When families think of their local river, they imagine fun days filled with swimming, fishing and boating. What they don't think about is undertreated sewage and bacteria that threaten our clean water supply, public health and safety.
Every year, leaky pipes and aging sewage systems dump 860 billion gallons of untreated sewage into our nation's waterways. South Carolina is no exception. Aging systems are frequently overwhelmed and dump undertreated waste into the state's streams, rivers and coastal waters. The recent sewage spills in Columbia are a prime example. Across the country, sewage spills like this result in millions of illnesses and lost revenue from swimming advisories, beach closures and missed work days every year.
The S.C. Department of Health and Environmental Control did a good job publicizing the recent Columbia area sewage spills in a timely fashion. This is a great improvement from the recent past.
Unfortunately, good public notification is the exception rather than the rule. Most South Carolinians are kept in the dark about sewage spills and are left to guess whether their local waterways are safe. This illustrates the importance of passing legislation, currently being considered, that will require utilities in South Carolina to notify the public within 12 hours of a sewage spill.
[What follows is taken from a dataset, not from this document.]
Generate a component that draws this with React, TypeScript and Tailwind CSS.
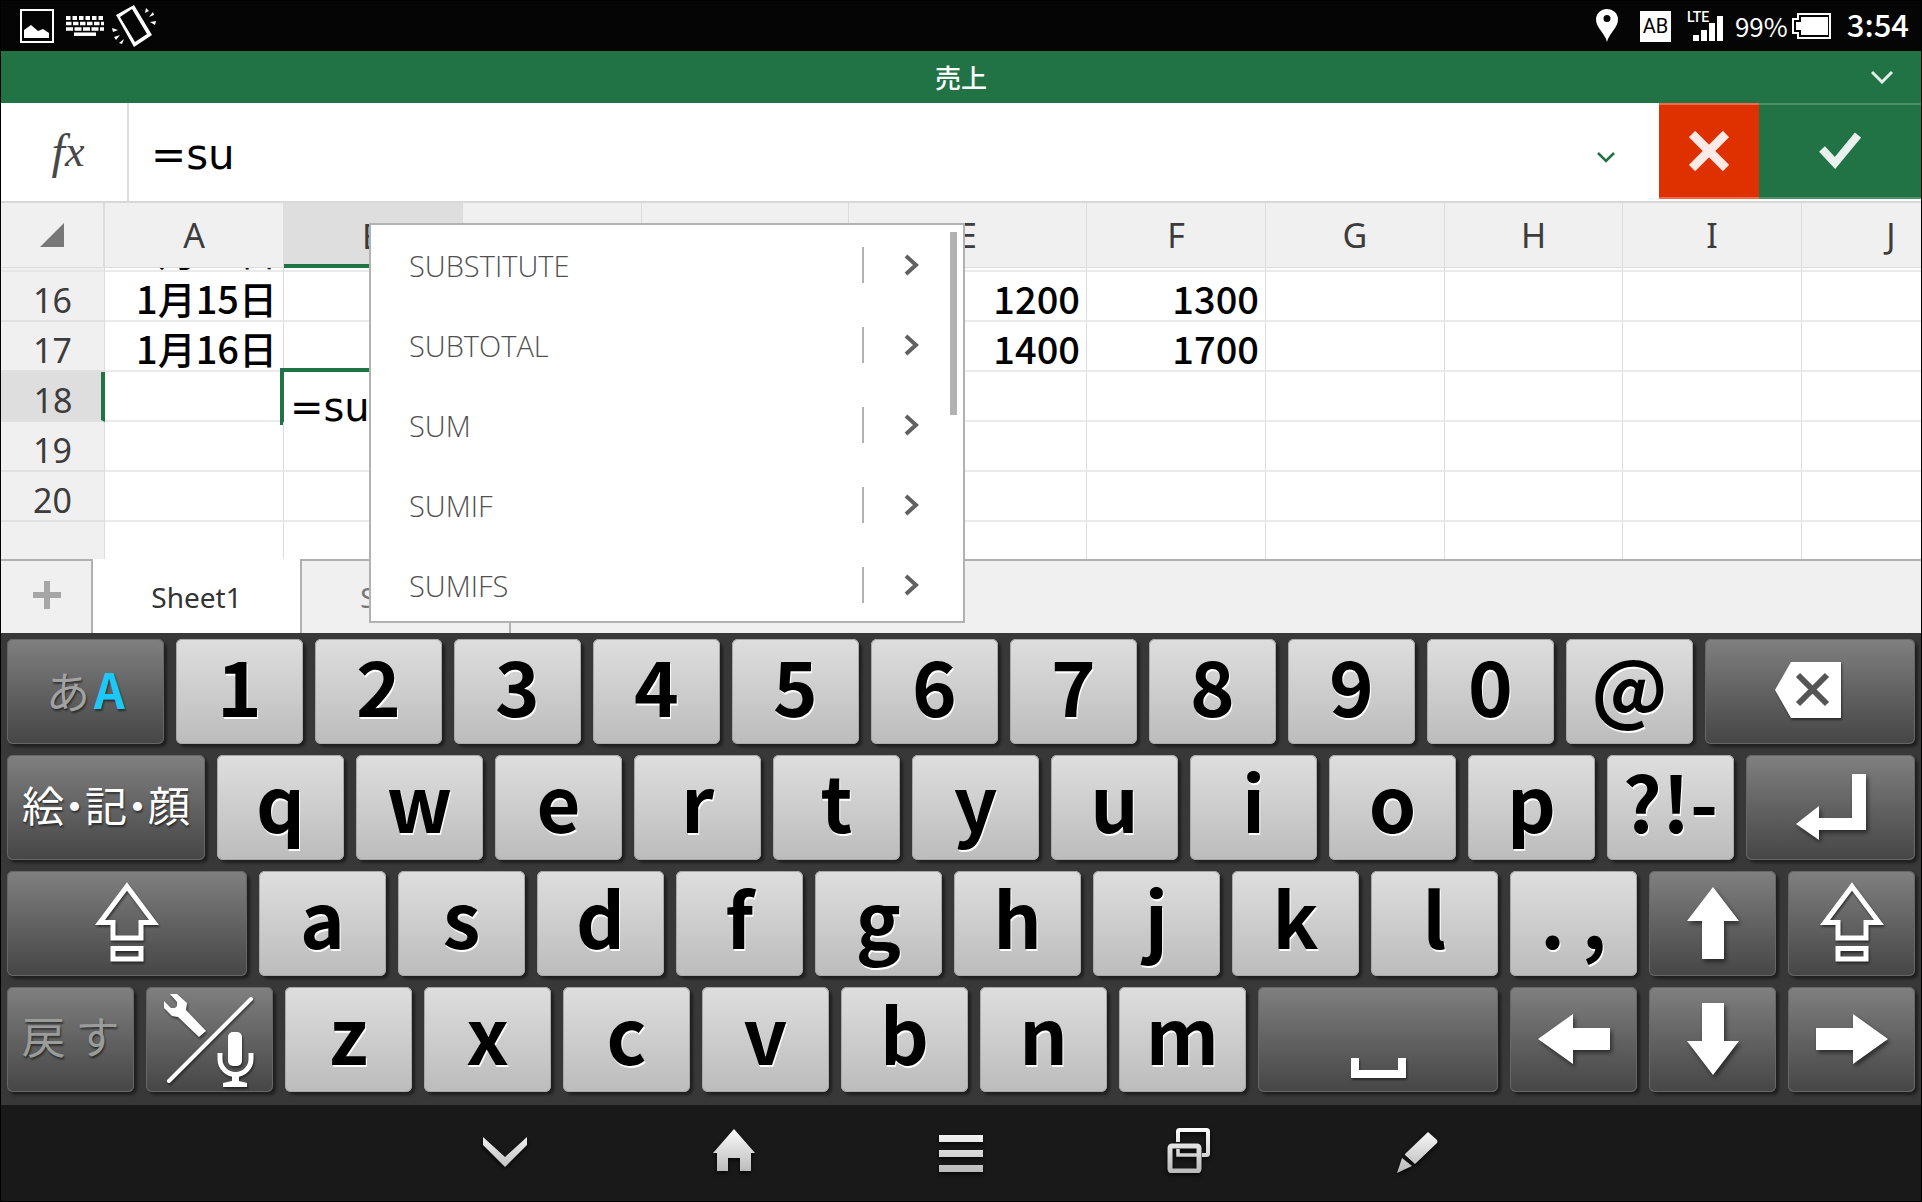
import type { ReactNode } from "react";

const columns = ["A", "B", "C", "D", "E", "F", "G", "H", "I", "J"];

const rows: { n: number; cells: Record<string, string> }[] = [
  { n: 16, cells: { A: "1月15日", E: "1200", F: "1300" } },
  { n: 17, cells: { A: "1月16日", E: "1400", F: "1700" } },
  { n: 18, cells: {} },
  { n: 19, cells: {} },
  { n: 20, cells: {} },
];

const suggestions = ["SUBSTITUTE", "SUBTOTAL", "SUM", "SUMIF", "SUMIFS"];

function StatusBar() {
  return (
    <header className="flex h-[50px] items-center justify-between bg-[#050505] pr-3 pl-[19px] font-['Noto_Sans_CJK_JP',sans-serif] text-white">
      <div className="flex items-center gap-2">
        <svg width="34" height="34" viewBox="0 0 34 34" className="mr-1">
          <rect x="1" y="1" width="32" height="32" fill="none" stroke="#fff" strokeWidth="2" />
          <path d="M4 29V21L11 16L18 22L23 20L29 24V29Z" fill="#fff" />
        </svg>
        <svg width="38" height="20" viewBox="0 0 38 20" fill="none" stroke="#fff">
          <path d="M0 2H38" strokeWidth="4" strokeDasharray="4.5 2" />
          <path d="M0 7.5H38" strokeWidth="3.5" strokeDasharray="5.5 1.5" />
          <path d="M0 13H38" strokeWidth="3.5" strokeDasharray="7 1.5" />
          <path d="M8 18.2H30" strokeWidth="3.5" />
        </svg>
        <svg width="44" height="42" viewBox="0 0 44 42" fill="#fff">
          <path fillRule="evenodd" d="M4 10L22 0L40 30L22 42ZM8 12L23 37L35 29L20 4Z" />
          <path d="M33 8L34 3L37 6ZM37 12L41 7L42 10ZM38 17L44 16L43 20ZM0 23L6 25L1 27ZM2 32L8 30L4 35ZM7 38L12 34L10 39Z" />
        </svg>
      </div>
      <div className="flex items-center">
        <svg width="22" height="34" viewBox="0 0 22 34" className="mr-[22px]">
          <path fillRule="evenodd" d="M11 33C9 24 0 19 0 10.500A11 10.500 0 0 1 22 10.500C22 19 13 24 11 33ZM11 6A3.500 3.500 0 1 0 11 13A3.500 3.500 0 1 0 11 6Z" fill="#fff" />
        </svg>
        <span className="mr-4 flex size-[31px] items-center justify-center bg-white font-['Roboto',sans-serif] text-xl text-black">AB</span>
        <span className="relative mr-3 block h-[30px] w-9">
          <span className="absolute top-0 left-0 font-['Roboto',sans-serif] text-sm leading-3 font-medium">LTE</span>
          <svg width="30" height="26" viewBox="0 0 30 26" fill="#fff" className="absolute right-0 bottom-0">
            <path d="M0 20H6V26H0ZM8 15H14V26H8ZM16 8H22V26H16ZM24 1H30V26H24Z" />
          </svg>
        </span>
        <span className="mr-1 text-[26px] leading-8">99%</span>
        <svg width="39" height="26" viewBox="0 0 39 26" className="mr-4">
          <path d="M6 1H38V25H6V20H1V6H6Z" fill="none" stroke="#fff" strokeWidth="2" />
          <path d="M9 4H36V22H9V17H4V9H9Z" fill="#fff" />
        </svg>
        <time className="pb-1 text-[31px] leading-8 font-medium">3:54</time>
      </div>
    </header>
  );
}

function TitleBar() {
  return (
    <div className="relative flex h-[52px] items-center justify-center bg-[#217346] text-white">
      <h1 className="font-['Noto_Sans_CJK_JP',sans-serif] text-[26px] leading-8 font-medium">売上</h1>
      <button type="button" aria-label="メニュー" className="absolute right-7 p-0">
        <svg width="22" height="14" viewBox="0 0 22 14" fill="none" stroke="#e6f0ea" strokeWidth="3">
          <path d="M1 2L11 12L21 2" />
        </svg>
      </button>
    </div>
  );
}

function FormulaBar() {
  return (
    <div className="flex h-[100px] border-b-2 border-[#d8d8d8] bg-white">
      <label htmlFor="formula" className="flex w-32 items-center justify-center border-r-2 border-[#dcdcdc] pl-2 font-['Liberation_Serif',serif] text-[44px] leading-none text-[#484848] italic">
        <span className="text-5xl leading-none">f</span>x
      </label>
      <input
        id="formula"
        defaultValue="=su"
        className="min-w-0 flex-1 pt-1.5 pl-[22px] font-['DejaVu_Sans',sans-serif] text-[42px] leading-[60px] text-black outline-none"
      />
      <button type="button" aria-label="展開" className="mt-2.5 w-[106px]">
        <svg width="18" height="12" viewBox="0 0 18 12" fill="none" stroke="#217346" strokeWidth="2.500" className="mx-auto">
          <path d="M1 2L9 10L17 2" />
        </svg>
      </button>
      <button type="button" aria-label="キャンセル" className="mb-0.5 flex w-[100px] items-center justify-center border-y-2 border-[#f0694c] bg-[#df3000]">
        <svg width="40" height="40" viewBox="0 0 40 40" fill="none" stroke="#fceae6" strokeWidth="9">
          <path d="M3 3L37 37M37 3L3 37" />
        </svg>
      </button>
      <button type="button" aria-label="確定" className="mb-0.5 flex w-[162px] items-center justify-center border-y-2 border-[#4d9069] bg-[#217346]">
        <svg width="42" height="38" viewBox="0 0 42 38" fill="none" stroke="#e8f1ec" strokeWidth="8">
          <path d="M3 17L16 31L39 3" />
        </svg>
      </button>
    </div>
  );
}

function Sheet() {
  return (
    <div className="h-[356px] overflow-hidden bg-white">
      <table className="w-[1980px] table-fixed border-separate border-spacing-0">
        <colgroup>
          <col className="w-[104px]" />
          <col className="w-[179px]" />
          <col className="w-[179px]" />
          <col className="w-[179px]" />
          <col className="w-[207px]" />
          <col className="w-[238px]" />
          <col className="w-[179px]" />
          <col className="w-[179px]" />
          <col className="w-[178px]" />
          <col className="w-[179px]" />
          <col className="w-[179px]" />
        </colgroup>
        <thead>
          <tr className="h-[65px] bg-[#f0f0f0] font-['Noto_Sans',sans-serif] text-[34px] leading-10 text-[#3c3c3c]">
            <th aria-label="すべて選択" className="border-r-2 border-b border-[#dcdcdc] p-0">
              <svg width="24" height="24" viewBox="0 0 24 24" className="mx-auto">
                <path d="M24 0V24H0Z" fill="#777" />
              </svg>
            </th>
            {columns.map((c) => (
              <th
                key={c}
                scope="col"
                className={
                  c === "B"
                    ? "border-r border-b-4 border-r-[#dcdcdc] border-b-[#217346] bg-[#dedede] p-0 pt-1 font-normal"
                    : "border-r border-b border-[#dcdcdc] p-0 font-normal"
                }
              >
                {c}
              </th>
            ))}
          </tr>
        </thead>
        <tbody className="font-['Noto_Sans_CJK_JP',sans-serif] text-[38px] leading-10 text-black">
          <tr className="h-1">
            <th className="border-r border-b-2 border-r-[#dcdcdc] border-b-[#e6e6e6] bg-[#f0f0f0] p-0" />
            {columns.map((c) => (
              <td key={c} className="border-r border-b-2 border-r-[#dcdcdc] border-b-[#eaeaea] p-0 pr-1.5">
                <div className="flex h-0.5 items-end justify-end overflow-hidden">{c === "A" ? "1月14日" : ""}</div>
              </td>
            ))}
          </tr>
          {rows.map((r) => (
            <tr key={r.n} className="h-[50px]">
              <th
                scope="row"
                className={
                  r.n === 18
                    ? "border-r-4 border-b-2 border-r-[#217346] border-b-[#e0e0e0] bg-[#dedede] p-0 pt-2 pl-1 font-['Noto_Sans',sans-serif] text-[34px] font-normal text-[#3c3c3c]"
                    : "border-r border-b-2 border-r-[#dcdcdc] border-b-[#e0e0e0] bg-[#f0f0f0] p-0 pt-2 font-['Noto_Sans',sans-serif] text-[34px] font-normal text-[#3c3c3c]"
                }
              >
                {r.n}
              </th>
              {columns.map((c) => (
                <td key={c} className="relative border-r border-b-2 border-r-[#dcdcdc] border-b-[#eaeaea] p-0 pt-1 pr-1.5 text-right font-medium whitespace-nowrap">
                  {r.n === 18 && c === "B" ? (
                    <input
                      aria-label="B18"
                      defaultValue="=su"
                      className="absolute -top-1 -left-1 h-[57px] w-[183px] border-t-4 border-l-4 border-[#217346] bg-white pt-4 pl-1.5 font-['DejaVu_Sans',sans-serif] text-[40px] leading-none font-normal outline-none"
                    />
                  ) : (
                    r.cells[c]
                  )}
                </td>
              ))}
            </tr>
          ))}
          <tr className="h-[37px]">
            <th className="border-r border-[#dcdcdc] bg-[#f0f0f0] p-0" />
            {columns.map((c) => (
              <td key={c} className="border-r border-[#dcdcdc] p-0" />
            ))}
          </tr>
        </tbody>
      </table>
    </div>
  );
}

function SheetTabs() {
  return (
    <nav className="flex h-[74px] bg-[#f0f0f0] font-['Noto_Sans',sans-serif] text-[28px] leading-9">
      <button type="button" aria-label="シートの追加" className="flex w-[92px] items-center justify-center border-t-2 border-r-2 border-[#b0b0b0] pb-1 pl-0.5">
        <svg width="28" height="28" viewBox="0 0 28 28" fill="none" stroke="#a6a6a6" strokeWidth="6">
          <path d="M14 0V28M0 14H28" />
        </svg>
      </button>
      <button type="button" className="w-[207px] bg-white pt-0.5 text-[#333]">Sheet1</button>
      <button type="button" className="w-[211px] border-x-2 border-t-2 border-[#b0b0b0] text-[#777]">Sheet2</button>
      <div className="flex-1 border-t-2 border-[#b0b0b0]" />
    </nav>
  );
}

function SuggestionMenu() {
  return (
    <div className="absolute top-5 left-[368px] flex h-[400px] w-[596px] overflow-hidden border-2 border-[#b2b2b2] bg-white">
      <ul className="flex-1">
        {suggestions.map((name) => (
          <li key={name} className="flex h-20 items-center">
            <button type="button" className="flex-1 pt-0.5 pl-[38px] text-left font-['Open_Sans',sans-serif] text-[29px] leading-9 font-light text-[#505050]">
              {name}
            </button>
            <button type="button" aria-label={`${name} の詳細`} className="flex h-9 w-[88px] items-center border-l-2 border-[#b2b2b2] pl-10">
              <svg width="16" height="22" viewBox="0 0 16 22" fill="none" stroke="#606060" strokeWidth="4">
                <path d="M2 2L12 11L2 20" />
              </svg>
            </button>
          </li>
        ))}
      </ul>
      <div className="mt-[7px] mr-1.5 h-[183px] w-[7px] bg-[#b2b2b2]" />
    </div>
  );
}

const light =
  "rounded-md bg-linear-to-b from-[#dedede] to-[#bcbcbc] text-[76px] leading-none font-bold text-black pb-4 [text-shadow:1px_2px_0_#fff] shadow-[3px_3px_3px_rgba(0,0,0,0.45),inset_0_0_0_1px_#a8a8a8]";
const dark =
  "rounded-md bg-linear-to-b from-[#808080] to-[#464646] text-white [text-shadow:1px_2px_2px_rgba(0,0,0,0.5)] shadow-[3px_3px_3px_rgba(0,0,0,0.45),inset_0_0_0_1px_#666]";

function Key({ children, size = "flex-[127]", tone = dark, label }: { children: ReactNode; size?: string; tone?: string; label?: string }) {
  return (
    <button
      type="button"
      aria-label={label}
      className={`flex h-[105px] min-w-0 items-center justify-center whitespace-nowrap ${size} ${tone}`}
    >
      {children}
    </button>
  );
}

function Letters({ keys }: { keys: string[] }) {
  return (
    <>
      {keys.map((k) => (
        <Key key={k} tone={light}>
          {k}
        </Key>
      ))}
    </>
  );
}

function ShiftIcon() {
  return (
    <svg width="64" height="80" viewBox="0 0 64 80" fill="none" stroke="#fff" strokeWidth="5" className="mb-1 drop-shadow-[1px_2px_1px_rgba(0,0,0,0.5)]">
      <path d="M32 4.500L59 40.500H46V56H18V40.500H5Z" />
      <path d="M18 66.500H46V77H18Z" />
    </svg>
  );
}

function ArrowIcon({ d, w, h }: { d: string; w: number; h: number }) {
  return (
    <svg width={w} height={h} viewBox={`0 0 ${w} ${h}`} fill="#fff" className="mb-0.5 drop-shadow-[2px_3px_2px_rgba(0,0,0,0.5)]">
      <path d={d} />
    </svg>
  );
}

function Keyboard() {
  return (
    <section className="flex flex-col gap-[11px] bg-[#383838] px-1.5 pt-1.5 pb-[13px] font-['Noto_Sans_CJK_JP',sans-serif]">
      <div className="flex gap-3">
        <Key size="flex-[157]">
          <span className="flex items-baseline gap-1 pb-2 leading-none">
            <span className="text-[44px] text-[#a2a2a2]">あ</span>
            <span className="text-5xl font-bold text-[#1cc8f8]">A</span>
          </span>
        </Key>
        <Letters keys={["1", "2", "3", "4", "5", "6", "7", "8", "9", "0", "@"]} />
        <Key size="flex-[210]" label="削除">
          <svg width="66" height="56" viewBox="0 0 66 56" className="mr-1 mb-1 drop-shadow-[1px_2px_1px_rgba(0,0,0,0.5)]">
            <path d="M0 28L16 0H66V56H16Z" fill="#fff" />
            <path d="M23 13L52 42M52 13L23 42" fill="none" stroke="#555" strokeWidth="6" />
          </svg>
        </Key>
      </div>
      <div className="flex gap-3">
        <Key size="flex-[198]">
          <span className="pb-2 text-[42px] leading-none [font-feature-settings:'halt']">絵・記・顔</span>
        </Key>
        <Letters keys={["q", "w", "e", "r", "t", "y", "u", "i", "o", "p", "?!-"]} />
        <Key size="flex-[169]" label="改行">
          <ArrowIcon w={70} h={66} d="M56 0H70V56H23V66L0 50L23 32V44H56Z" />
        </Key>
      </div>
      <div className="flex gap-3">
        <Key size="flex-[240]" label="Shift">
          <ShiftIcon />
        </Key>
        <Letters keys={["a", "s", "d", "f", "g", "h", "j", "k", "l", ". ,"]} />
        <Key label="上">
          <ArrowIcon w={52} h={72} d="M26 0L52 34H37V72H15V34H0Z" />
        </Key>
        <Key label="Shift">
          <ShiftIcon />
        </Key>
      </div>
      <div className="flex gap-3">
        <Key>
          <span className="pb-2.5 text-[44px] leading-none text-[#999c99]">戻 す</span>
        </Key>
        <Key label="設定・音声入力">
          <svg width="125" height="103" viewBox="1 1 125 103" className="shrink-0 drop-shadow-[1px_2px_1px_rgba(0,0,0,0.5)]">
            <path d="M24 7L31 7L41 16L40 23L60 44L53 50L32 30L26 29L18 21V14L25 21L29 21L31 19L31 15Z" fill="#fff" />
            <path d="M23 94L105 12" stroke="#fff" strokeWidth="4" strokeLinecap="round" />
            <rect x="82" y="45" width="14" height="34" rx="5" fill="#fff" />
            <path d="M74 66V72A15.500 15.500 0 0 0 105 72V66" fill="none" stroke="#fff" strokeWidth="5" />
            <path d="M86 88H93V94L101 96V100H77V96L86 94Z" fill="#fff" />
          </svg>
        </Key>
        <Letters keys={["z", "x", "c", "v", "b", "n", "m"]} />
        <Key size="flex-[240]" label="スペース">
          <svg width="55" height="20" viewBox="0 0 55 20" fill="none" stroke="#fff" strokeWidth="8" className="mt-14 drop-shadow-[1px_2px_1px_rgba(0,0,0,0.5)]">
            <path d="M4 0V16H51V0" />
          </svg>
        </Key>
        <Key label="左">
          <ArrowIcon w={72} h={50} d="M0 25L35 0V14H72V36H35V50Z" />
        </Key>
        <Key label="下">
          <ArrowIcon w={52} h={72} d="M15 0H37V38H52L26 72L0 38H15Z" />
        </Key>
        <Key label="右">
          <ArrowIcon w={72} h={50} d="M0 14H37V0L72 25L37 50V36H0Z" />
        </Key>
      </div>
    </section>
  );
}

function NavButton({ label, children }: { label: string; children: ReactNode }) {
  return (
    <button type="button" aria-label={label} className="flex h-full w-[228px] items-center justify-center pb-[6px]">
      <svg width="46" height="46" viewBox="0 0 46 46" className="drop-shadow-[0_2px_2px_rgba(0,0,0,0.8)]">
        {children}
      </svg>
    </button>
  );
}

function NavBar() {
  return (
    <nav className="flex h-24 items-center justify-center bg-[#191919]">
      <svg width="0" height="0" className="absolute">
        <defs>
          <linearGradient id="metal" x1="0" y1="0" x2="0" y2="46" gradientUnits="userSpaceOnUse">
            <stop offset="0" stopColor="#fff" />
            <stop offset="1" stopColor="#b8b8b8" />
          </linearGradient>
        </defs>
      </svg>
      <NavButton label="戻る">
        <path d="M1 10L23 30L45 10V18L23 40L1 18Z" fill="url(#metal)" />
      </NavButton>
      <NavButton label="ホーム">
        <path d="M24 2L45 26H41V44H30V31H18V44H7V26H3Z" fill="url(#metal)" />
      </NavButton>
      <NavButton label="メニュー">
        <path d="M1 8H45V15H1ZM1 23H45V30H1ZM1 38H45V45H1Z" fill="url(#metal)" />
      </NavButton>
      <NavButton label="最近のアプリ">
        <g fill="none" stroke="url(#metal)" strokeWidth="4">
          <path d="M12 15V4.500Q12 3 13.500 3H40.500Q42 3 42 4.500V26.500Q42 28 40.500 28H36" />
          <path d="M12 22V28H33V26" strokeWidth="3.500" />
          <rect x="4" y="19" width="29" height="25" rx="2" strokeWidth="5" />
        </g>
      </NavButton>
      <NavButton label="ペン">
        <path d="M34 5L43 13Q44 15 43 16L21 37L11 28V27ZM8 31L18 39L3 46Z" fill="url(#metal)" />
      </NavButton>
    </nav>
  );
}

export default function App() {
  return (
    <div className="overflow-hidden border border-black bg-black">
      <StatusBar />
      <TitleBar />
      <FormulaBar />
      <main className="relative">
        <Sheet />
        <SheetTabs />
        <SuggestionMenu />
      </main>
      <Keyboard />
      <NavBar />
    </div>
  );
}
The best way to ensure the public health and safety of our communities when a spill does occur is by better publicizing spills and raising the profile of failing sewage treatment systems. Better information and raised awareness also will help to build support for the funding needed for long-term solutions.
Acknowledging that these sewage spills are not isolated problems but rather symptomatic of our failing, aging waste treatment systems will protect our communities into the future by encouraging investment in repairs to stop sewage overflows at the source, keeping our rivers and communities clear of the threats from waste pollution.
The Legislature can protect our communities by passing sewage spill notification legislation, investing in our aging sewage treatment systems and supporting legislation that would require utilities that have repetitive sewage spills to complete a comprehensive review of the problem and implement solutions.
We must seize these legislative opportunities to ensure that all citizens have the information they need to stay healthy and safely enjoy our streams, rivers and beaches that are so critical to South Carolina's economy and quality of life.